Data excerpt
::::

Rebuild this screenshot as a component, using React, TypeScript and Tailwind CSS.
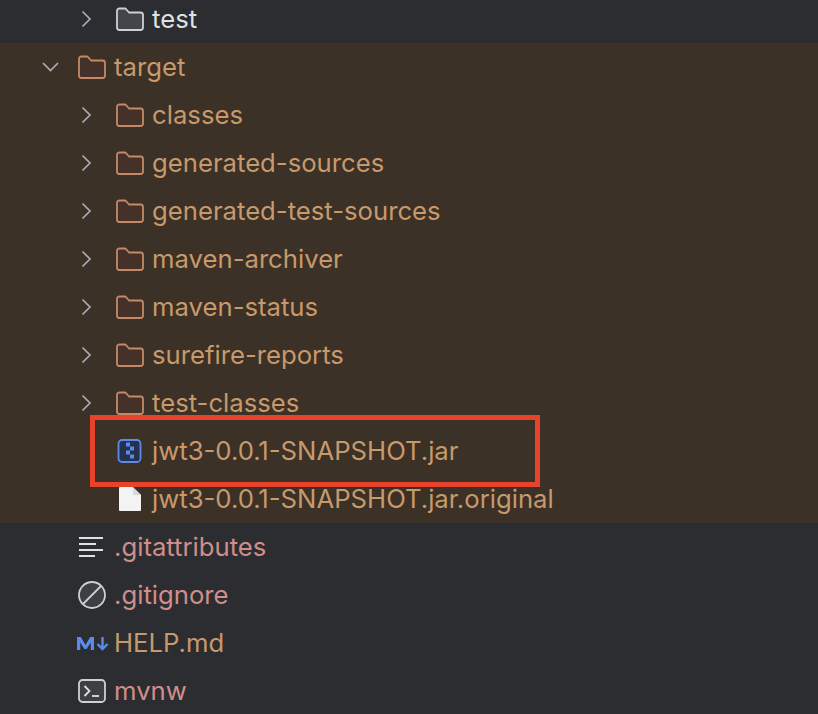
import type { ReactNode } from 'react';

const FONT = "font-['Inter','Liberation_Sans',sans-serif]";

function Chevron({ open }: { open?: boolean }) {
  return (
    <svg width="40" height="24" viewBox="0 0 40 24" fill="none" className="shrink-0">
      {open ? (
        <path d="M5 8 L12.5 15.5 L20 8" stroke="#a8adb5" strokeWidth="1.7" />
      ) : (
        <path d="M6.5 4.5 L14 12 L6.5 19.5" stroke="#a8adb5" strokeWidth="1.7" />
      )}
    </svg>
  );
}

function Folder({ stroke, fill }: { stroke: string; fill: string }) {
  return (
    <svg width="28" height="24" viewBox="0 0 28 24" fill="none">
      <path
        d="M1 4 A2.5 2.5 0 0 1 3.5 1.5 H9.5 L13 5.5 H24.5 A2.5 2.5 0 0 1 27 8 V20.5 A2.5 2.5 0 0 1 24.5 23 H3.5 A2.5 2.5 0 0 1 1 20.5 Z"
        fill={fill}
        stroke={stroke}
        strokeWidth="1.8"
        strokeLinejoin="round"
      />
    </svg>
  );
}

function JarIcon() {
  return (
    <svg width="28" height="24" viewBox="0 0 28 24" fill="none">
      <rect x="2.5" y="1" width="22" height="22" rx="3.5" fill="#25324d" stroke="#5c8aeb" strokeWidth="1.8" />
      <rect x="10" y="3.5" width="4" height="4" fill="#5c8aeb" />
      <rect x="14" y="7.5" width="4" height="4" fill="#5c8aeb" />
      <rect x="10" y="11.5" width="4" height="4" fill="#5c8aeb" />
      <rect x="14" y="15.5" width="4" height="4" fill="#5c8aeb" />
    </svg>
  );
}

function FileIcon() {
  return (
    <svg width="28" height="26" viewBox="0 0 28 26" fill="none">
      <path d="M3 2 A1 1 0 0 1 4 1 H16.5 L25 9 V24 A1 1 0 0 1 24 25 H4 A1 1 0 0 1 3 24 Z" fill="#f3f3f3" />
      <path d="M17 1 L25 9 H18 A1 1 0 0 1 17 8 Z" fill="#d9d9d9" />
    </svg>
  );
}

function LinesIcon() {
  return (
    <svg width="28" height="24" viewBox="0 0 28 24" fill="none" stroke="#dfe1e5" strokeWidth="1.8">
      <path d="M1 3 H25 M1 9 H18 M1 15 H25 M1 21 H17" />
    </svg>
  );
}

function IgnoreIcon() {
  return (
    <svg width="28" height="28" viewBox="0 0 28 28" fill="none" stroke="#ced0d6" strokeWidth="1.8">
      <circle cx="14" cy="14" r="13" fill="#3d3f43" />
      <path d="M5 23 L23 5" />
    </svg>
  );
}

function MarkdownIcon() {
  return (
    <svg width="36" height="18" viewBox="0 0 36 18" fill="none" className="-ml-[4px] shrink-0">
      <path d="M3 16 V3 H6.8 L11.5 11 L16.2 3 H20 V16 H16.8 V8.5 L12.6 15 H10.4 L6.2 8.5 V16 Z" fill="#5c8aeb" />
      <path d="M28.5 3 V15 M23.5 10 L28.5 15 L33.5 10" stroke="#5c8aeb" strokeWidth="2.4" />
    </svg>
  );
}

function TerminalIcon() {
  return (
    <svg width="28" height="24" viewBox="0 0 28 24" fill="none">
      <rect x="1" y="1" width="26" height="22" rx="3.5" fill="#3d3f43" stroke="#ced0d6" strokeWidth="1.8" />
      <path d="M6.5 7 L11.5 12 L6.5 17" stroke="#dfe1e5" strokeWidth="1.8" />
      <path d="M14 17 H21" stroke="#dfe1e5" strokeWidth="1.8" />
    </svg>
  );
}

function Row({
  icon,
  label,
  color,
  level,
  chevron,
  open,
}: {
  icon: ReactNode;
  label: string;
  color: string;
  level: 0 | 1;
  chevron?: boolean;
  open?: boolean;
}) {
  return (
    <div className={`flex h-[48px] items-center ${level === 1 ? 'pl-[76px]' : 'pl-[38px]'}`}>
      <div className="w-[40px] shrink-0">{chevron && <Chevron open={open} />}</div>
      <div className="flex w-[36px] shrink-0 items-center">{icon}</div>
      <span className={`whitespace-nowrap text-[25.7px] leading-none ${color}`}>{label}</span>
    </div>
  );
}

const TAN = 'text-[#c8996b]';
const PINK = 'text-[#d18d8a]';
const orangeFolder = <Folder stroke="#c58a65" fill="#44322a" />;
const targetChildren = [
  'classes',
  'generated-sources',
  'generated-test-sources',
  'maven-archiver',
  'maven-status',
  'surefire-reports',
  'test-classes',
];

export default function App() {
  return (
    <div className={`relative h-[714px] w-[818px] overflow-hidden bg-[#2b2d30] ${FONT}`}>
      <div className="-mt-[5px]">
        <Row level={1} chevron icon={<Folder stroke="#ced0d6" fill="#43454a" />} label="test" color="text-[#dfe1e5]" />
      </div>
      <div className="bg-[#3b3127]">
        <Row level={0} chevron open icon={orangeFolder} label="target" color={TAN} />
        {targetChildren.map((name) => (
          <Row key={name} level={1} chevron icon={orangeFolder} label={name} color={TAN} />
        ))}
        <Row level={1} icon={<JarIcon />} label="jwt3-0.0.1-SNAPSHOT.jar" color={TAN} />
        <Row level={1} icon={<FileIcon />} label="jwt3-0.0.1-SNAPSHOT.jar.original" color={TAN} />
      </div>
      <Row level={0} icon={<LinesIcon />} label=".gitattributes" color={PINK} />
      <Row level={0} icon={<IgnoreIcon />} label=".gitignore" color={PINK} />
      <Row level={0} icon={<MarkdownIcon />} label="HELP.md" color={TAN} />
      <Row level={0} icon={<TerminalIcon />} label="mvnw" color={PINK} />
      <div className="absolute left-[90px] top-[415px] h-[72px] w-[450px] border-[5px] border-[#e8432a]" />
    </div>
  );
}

::::

What to do
Reproduce every line precisely as given, omitting all pictures.

Written answer
Rebuild this screenshot as a component, using React, TypeScript and Tailwind CSS.
import type { ReactNode } from 'react';

const FONT = "font-['Inter','Liberation_Sans',sans-serif]";

function Chevron({ open }: { open?: boolean }) {
  return (
    <svg width="40" height="24" viewBox="0 0 40 24" fill="none" className="shrink-0">
      {open ? (
        <path d="M5 8 L12.5 15.5 L20 8" stroke="#a8adb5" strokeWidth="1.7" />
      ) : (
        <path d="M6.5 4.5 L14 12 L6.5 19.5" stroke="#a8adb5" strokeWidth="1.7" />
      )}
    </svg>
  );
}

function Folder({ stroke, fill }: { stroke: string; fill: string }) {
  return (
    <svg width="28" height="24" viewBox="0 0 28 24" fill="none">
      <path
        d="M1 4 A2.5 2.5 0 0 1 3.5 1.5 H9.5 L13 5.5 H24.5 A2.5 2.5 0 0 1 27 8 V20.5 A2.5 2.5 0 0 1 24.5 23 H3.5 A2.5 2.5 0 0 1 1 20.5 Z"
        fill={fill}
        stroke={stroke}
        strokeWidth="1.8"
        strokeLinejoin="round"
      />
    </svg>
  );
}

function JarIcon() {
  return (
    <svg width="28" height="24" viewBox="0 0 28 24" fill="none">
      <rect x="2.5" y="1" width="22" height="22" rx="3.5" fill="#25324d" stroke="#5c8aeb" strokeWidth="1.8" />
      <rect x="10" y="3.5" width="4" height="4" fill="#5c8aeb" />
      <rect x="14" y="7.5" width="4" height="4" fill="#5c8aeb" />
      <rect x="10" y="11.5" width="4" height="4" fill="#5c8aeb" />
      <rect x="14" y="15.5" width="4" height="4" fill="#5c8aeb" />
    </svg>
  );
}

function FileIcon() {
  return (
    <svg width="28" height="26" viewBox="0 0 28 26" fill="none">
      <path d="M3 2 A1 1 0 0 1 4 1 H16.5 L25 9 V24 A1 1 0 0 1 24 25 H4 A1 1 0 0 1 3 24 Z" fill="#f3f3f3" />
      <path d="M17 1 L25 9 H18 A1 1 0 0 1 17 8 Z" fill="#d9d9d9" />
    </svg>
  );
}

function LinesIcon() {
  return (
    <svg width="28" height="24" viewBox="0 0 28 24" fill="none" stroke="#dfe1e5" strokeWidth="1.8">
      <path d="M1 3 H25 M1 9 H18 M1 15 H25 M1 21 H17" />
    </svg>
  );
}

function IgnoreIcon() {
  return (
    <svg width="28" height="28" viewBox="0 0 28 28" fill="none" stroke="#ced0d6" strokeWidth="1.8">
      <circle cx="14" cy="14" r="13" fill="#3d3f43" />
      <path d="M5 23 L23 5" />
    </svg>
  );
}

function MarkdownIcon() {
  return (
    <svg width="36" height="18" viewBox="0 0 36 18" fill="none" className="-ml-[4px] shrink-0">
      <path d="M3 16 V3 H6.8 L11.5 11 L16.2 3 H20 V16 H16.8 V8.5 L12.6 15 H10.4 L6.2 8.5 V16 Z" fill="#5c8aeb" />
      <path d="M28.5 3 V15 M23.5 10 L28.5 15 L33.5 10" stroke="#5c8aeb" strokeWidth="2.4" />
    </svg>
  );
}

function TerminalIcon() {
  return (
    <svg width="28" height="24" viewBox="0 0 28 24" fill="none">
      <rect x="1" y="1" width="26" height="22" rx="3.5" fill="#3d3f43" stroke="#ced0d6" strokeWidth="1.8" />
      <path d="M6.5 7 L11.5 12 L6.5 17" stroke="#dfe1e5" strokeWidth="1.8" />
      <path d="M14 17 H21" stroke="#dfe1e5" strokeWidth="1.8" />
    </svg>
  );
}

function Row({
  icon,
  label,
  color,
  level,
  chevron,
  open,
}: {
  icon: ReactNode;
  label: string;
  color: string;
  level: 0 | 1;
  chevron?: boolean;
  open?: boolean;
}) {
  return (
    <div className={`flex h-[48px] items-center ${level === 1 ? 'pl-[76px]' : 'pl-[38px]'}`}>
      <div className="w-[40px] shrink-0">{chevron && <Chevron open={open} />}</div>
      <div className="flex w-[36px] shrink-0 items-center">{icon}</div>
      <span className={`whitespace-nowrap text-[25.7px] leading-none ${color}`}>{label}</span>
    </div>
  );
}

const TAN = 'text-[#c8996b]';
const PINK = 'text-[#d18d8a]';
const orangeFolder = <Folder stroke="#c58a65" fill="#44322a" />;
const targetChildren = [
  'classes',
  'generated-sources',
  'generated-test-sources',
  'maven-archiver',
  'maven-status',
  'surefire-reports',
  'test-classes',
];

export default function App() {
  return (
    <div className={`relative h-[714px] w-[818px] overflow-hidden bg-[#2b2d30] ${FONT}`}>
      <div className="-mt-[5px]">
        <Row level={1} chevron icon={<Folder stroke="#ced0d6" fill="#43454a" />} label="test" color="text-[#dfe1e5]" />
      </div>
      <div className="bg-[#3b3127]">
        <Row level={0} chevron open icon={orangeFolder} label="target" color={TAN} />
        {targetChildren.map((name) => (
          <Row key={name} level={1} chevron icon={orangeFolder} label={name} color={TAN} />
        ))}
        <Row level={1} icon={<JarIcon />} label="jwt3-0.0.1-SNAPSHOT.jar" color={TAN} />
        <Row level={1} icon={<FileIcon />} label="jwt3-0.0.1-SNAPSHOT.jar.original" color={TAN} />
      </div>
      <Row level={0} icon={<LinesIcon />} label=".gitattributes" color={PINK} />
      <Row level={0} icon={<IgnoreIcon />} label=".gitignore" color={PINK} />
      <Row level={0} icon={<MarkdownIcon />} label="HELP.md" color={TAN} />
      <Row level={0} icon={<TerminalIcon />} label="mvnw" color={PINK} />
      <div className="absolute left-[90px] top-[415px] h-[72px] w-[450px] border-[5px] border-[#e8432a]" />
    </div>
  );
}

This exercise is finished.